Risk is at the heart of all financial transactions. That said; in cases of Mergers and Acquisitions, buyers and sellers of companies can and do have contrasting goals and very different notions of risk in a deal. Sellers often take their company or division to market in order to reduce risk, exchanging an operating unit for cash or securities. In the case of a closely-held business, the owner may hold almost all of his or her wealth in the stock of one company and selling the company is the path to diversifying their personal portfolio.
For buyers of companies, the decision of whether to make an offer and at what price is underpinned entirely by risk analysis. Each potential acquirer in a competitive auction process will build financial models to determine the value and structure of their offer. After carefully analyzing the target company’s operations and financial statements, the acquisition team develops a projected cash flow forecast that reflects the new division’s potential under their ownership. The team then determines the current value of those estimated cash flows using a factor called the “discount rate.” After the transaction, there may be some sharing of risk between buyer and seller in the form of deferred payments to the seller (an “earn-out”) or a note held by the seller.

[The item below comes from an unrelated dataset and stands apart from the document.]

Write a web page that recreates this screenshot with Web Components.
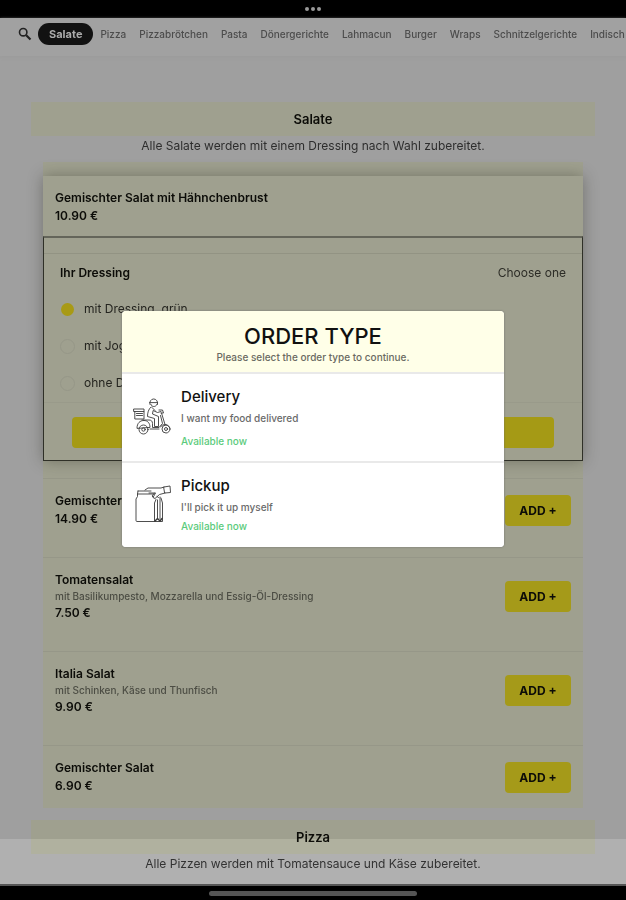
<!DOCTYPE html>
<html lang="de">
<head>
<meta charset="utf-8">
<meta name="viewport" content="width=device-width, initial-scale=1">
<title>Speisekarte</title>
<style>
html{height:100%}
body{margin:0;min-height:100%;font-family:Inter,"Liberation Sans",sans-serif;background:#9f9f9f;color:#0c0c08}
</style>
</head>
<body>
<order-page></order-page>
<script>
const define = (name, html, setup) => {
  const tpl = document.createElement('template');
  tpl.innerHTML = html;
  customElements.define(name, class extends HTMLElement {
    constructor() {
      super();
      this.attachShadow({mode: 'open'}).append(tpl.content.cloneNode(true));
    }
    connectedCallback() { if (setup) setup(this, this.shadowRoot); }
  });
};

define('status-bar', `<style>
:host{display:flex;height:18px;background:#000;justify-content:center;align-items:center;gap:2px}
i{width:4px;height:4px;border-radius:50%;background:#999}
</style><i></i><i></i><i></i>`);

define('home-bar', `<style>
:host{display:flex;height:16px;background:#000;justify-content:center;align-items:center;border-top:2px solid #555;box-sizing:border-box}
i{width:208px;height:5px;border-radius:3px;background:#555}
</style><i></i>`);

define('category-nav', `<style>
:host{display:block;background:#a1a1a1;box-shadow:0 1px 3px #9b9b9b;overflow:hidden}
nav{display:flex;align-items:center;gap:13px;height:32px;padding:0 0 6px 18px;white-space:nowrap}
button{border:0;background:none;padding:0;display:flex;margin-right:-7px;color:#222}
a{font-size:10px;font-weight:500;line-height:22px;color:#4c4c4c;text-decoration:none;flex:none}
a.on{background:#121212;color:#aaa;font-size:11px;font-weight:700;border-radius:11px;padding:0 11px;margin-right:-6px}
</style><nav>
<button aria-label="Suche"><svg width="14" height="14" viewBox="0 0 14 14" fill="none" stroke="currentColor"><circle cx="5.2" cy="5.2" r="3.7" stroke-width="1.6"/><path d="M8.2 8.2l4.3 4.3" stroke-width="2.2"/></svg></button>
<a href="#s" class="on">Salate</a><a href="#p">Pizza</a><a href="#pb">Pizzabrötchen</a><a href="#pa">Pasta</a><a href="#d">Dönergerichte</a><a href="#l">Lahmacun</a><a href="#b">Burger</a><a href="#w">Wraps</a><a href="#sg">Schnitzelgerichte</a><a href="#i">Indisch</a></nav>`);

define('section-title', `<style>
:host{display:block;text-align:center}
h2{margin:0;background:#9fa08f;font-size:13px;line-height:34px;font-weight:600}
p{margin:0;font-size:12px;line-height:20px;color:#2e2e2e}
</style><h2><slot></slot></h2><p><slot name="note"></slot></p>`);

define('menu-item', `<style>
:host{display:flex;justify-content:space-between;align-items:center;border-top:1px solid #969788;padding:13px 12px 29px;box-sizing:border-box}
h3,p{margin:0}
h3,.price{font-size:12px;line-height:18px;font-weight:600}
.d{font-size:10px;font-weight:500;line-height:15px;color:#4c4d44}
button{flex:none;width:66px;height:31px;border:0;border-radius:4px;background:#a59a19;font:700 12px Inter,sans-serif;color:#0c0c08;padding:0}
:host([plain]) button{display:none}
</style><div><h3><slot></slot></h3><p class="d"><slot name="desc"></slot></p><p class="price"><slot name="price"></slot></p></div><button>ADD +</button>`);

define('choice-row', `<style>
:host{display:block}
label{display:flex;align-items:center;gap:9px;font-size:12px;line-height:20px;color:#24241f}
input{appearance:none;margin:0;width:15px;height:15px;border-radius:50%;border:1px solid #969788;box-sizing:border-box}
input:checked{width:13px;height:13px;margin:1px;border:0;background:#a89a15}
</style><label><input type="radio"><span><slot></slot></span></label>`, (host, root) => {
  root.querySelector('input').checked = host.hasAttribute('checked');
});

define('dressing-options', `<style>
:host{display:block;border:1px solid #2f3027;border-top:2px solid #64655a;padding:15px 0 12px;box-sizing:border-box}
header{display:flex;justify-content:space-between;border-top:1px solid #929383;padding:9px 16px 0;font-size:12px;line-height:20px}
h4{margin:0;font-size:12px;font-weight:600}
header span{color:#2c2c26}
.list{display:grid;gap:17px;padding:16px 16px 9px;border-bottom:1px solid #999a8a}
.cta{display:block;height:31px;width:calc(100% - 56px);margin:14px auto 0;border:0;border-radius:4px;background:#a59a15}
</style><header><h4>Ihr Dressing</h4><span>Choose one</span></header>
<div class="list" role="radiogroup" aria-label="Ihr Dressing"><choice-row checked>mit Dressing, grün</choice-row><choice-row>mit Joghurt</choice-row><choice-row>ohne Dressing</choice-row></div>
<button class="cta" aria-label="In den Warenkorb"></button>`);

define('order-choice', `<style>
:host{display:block;border-top:2px solid #e9e9e9;background:#fff}
button{all:unset;display:grid;grid-template-columns:38px 1fr;column-gap:10px;align-items:center;width:100%;box-sizing:border-box;padding:13px 11px}
strong,span{display:block}
strong{font-size:15px;line-height:20px;font-weight:500;color:#111}
.s{font-size:10px;font-weight:500;line-height:14px;margin-top:4px;color:#6a6a6a}
.a{font-size:10px;font-weight:500;line-height:14px;margin-top:var(--gap,9px);color:#5bcb7c}
::slotted(svg){display:block;width:38px;height:38px}
</style><button><slot name="icon"></slot><div><strong><slot></slot></strong><span class="s"><slot name="sub"></slot></span><span class="a">Available now</span></div></button>`);

define('order-dialog', `<style>
:host{display:block;width:61%;border-radius:4px;overflow:hidden;background:#fff;box-shadow:0 0 2px #666;color:#111}
header{background:#ffffe8;text-align:center;padding:12px 0 6px}
h1{margin:0;font-size:22px;line-height:26px;font-weight:500}
p{margin:0;font-size:10px;font-weight:500;line-height:17px;color:#6a6a62}
.up{--gap:5px;padding-bottom:1px}
</style><header><h1>ORDER TYPE</h1><p>Please select the order type to continue.</p></header>
<order-choice>Delivery<span slot="sub">I want my food delivered</span>
<svg slot="icon" viewBox="0 0 38 38" fill="none" stroke="#3a3a3a" stroke-width="0.9" stroke-linejoin="round" stroke-linecap="round">
<path d="M17 6.5a4 4 0 1 1 7.4 0M16.6 4.6h8M18 6.5c.5 2.8 4.8 2.8 6 0"/>
<path d="M1 11h10v2.5H1zM1.8 13.5V21H11v-7.5M3.5 15.5h6M3.5 17.5h6"/>
<path d="M18 9c-2.600 2-3.500 6-3.500 9.500l7 2v8h4v-10l-6-2.500.6-3.500 4.400 2 3.500-1M19 9.500l3 3"/>
<path d="M26 12h3.500l1 3h-2.500M28.500 15l3.500 11.500M9 22h7c2 0 3.500 1 3.500 3.500v4h6.500l3.500-4-2-8"/>
<path d="M4 30c0-5 3-7.500 7-7.500 3.500 0 6 2.500 6 6.500zM17 31h9"/>
<circle cx="10.500" cy="31.500" r="4.500"/><circle cx="10.500" cy="31.500" r="1.700"/>
<path d="M27.500 29c1.500-3 6.500-4 9 .500"/><circle cx="33" cy="31" r="4"/><circle cx="33" cy="31" r="1.500"/>
</svg></order-choice>
<order-choice class="up">Pickup<span slot="sub">I'll pick it up myself</span>
<svg slot="icon" viewBox="0 0 38 38" fill="none" stroke="#3a3a3a" stroke-width="0.9" stroke-linejoin="round" stroke-linecap="round">
<path d="M5 6h13M4.500 9h16M5 6l-.5 3v2.500L3 14v21.500c0 .6.400 1 1 1h18"/>
<path d="M12 5l3-2h13l3-1M31 2l6-1 .5 6.500-5.500.500zM32 8l-5.500 1.500-4.500 4-2-1 2.500-4.500H16M20 12l-1-1 2.500-3M24 11.500l1.500 1"/>
<path d="M23 14.500L21.500 18v18.500h8V18L28 13M24.500 15v19M27 12v22"/>
<path d="M22 36l2.500-2.500L27 36l2-2.500" stroke-width="1.400"/>
</svg></order-choice>`);

define('order-page', `<style>
:host{display:flex;flex-direction:column;min-height:100vh;position:relative;overflow:hidden}
main{flex:1;padding:46px 31px 0}
.card{display:block;margin:6px 12px 12px;background:#9fa08f;padding-top:14px}
.open{box-shadow:0 0 14px rgba(40,40,30,.38);background:#9fa08f;margin-bottom:17px}
.open menu-item{border:0;padding-bottom:11px}
menu-item.last{padding-bottom:13px}
.veil{position:absolute;left:0;right:0;bottom:16px;height:45px;background:#191919;mix-blend-mode:color-dodge}
.layer{position:absolute;inset:0;display:flex;justify-content:center;align-items:center}
.layer order-dialog{margin-top:-43px}
</style>
<status-bar></status-bar><category-nav></category-nav>
<main>
<section-title>Salate<span slot="note">Alle Salate werden mit einem Dressing nach Wahl zubereitet.</span></section-title>
<div class="card">
<div class="open"><menu-item plain>Gemischter Salat mit Hähnchenbrust<span slot="price">10.90 €</span></menu-item><dressing-options></dressing-options></div>
<menu-item>Gemischter Salat<span slot="price">14.90 €</span></menu-item>
<menu-item>Tomatensalat<span slot="desc">mit Basilikumpesto, Mozzarella und Essig-Öl-Dressing</span><span slot="price">7.50 €</span></menu-item>
<menu-item>Italia Salat<span slot="desc">mit Schinken, Käse und Thunfisch</span><span slot="price">9.90 €</span></menu-item>
<menu-item class="last">Gemischter Salat<span slot="price">6.90 €</span></menu-item>
</div>
<section-title>Pizza<span slot="note">Alle Pizzen werden mit Tomatensauce und Käse zubereitet.</span></section-title>
</main>
<home-bar></home-bar><div class="veil"></div>
<div class="layer"><order-dialog></order-dialog></div>`);
</script>
</body>
</html>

Ship Building and Repair – Consolidation
Buyers make acquisitions for a number of strategic reasons such as to build economies of scale, remove competitors, or diversify their product and service offerings. One trend that emerged in 2012 was consolidation in the ship repair market. General Dynamics NASSCO acquired two major US Navy ship repair yards in the Norfolk area in anticipation of a strong overhaul and repair market in the coming years. GD NASSCO followed its 2011 purchase of Norfolk’s Metro Machine with the acquisition of nearby, privately-held Earl Industries in the summer of 2012. Together these acquisitions provide GD with greater scale, a strong East Coast presence and a number of new government contracts for the repair of multiple combat and support ship classes.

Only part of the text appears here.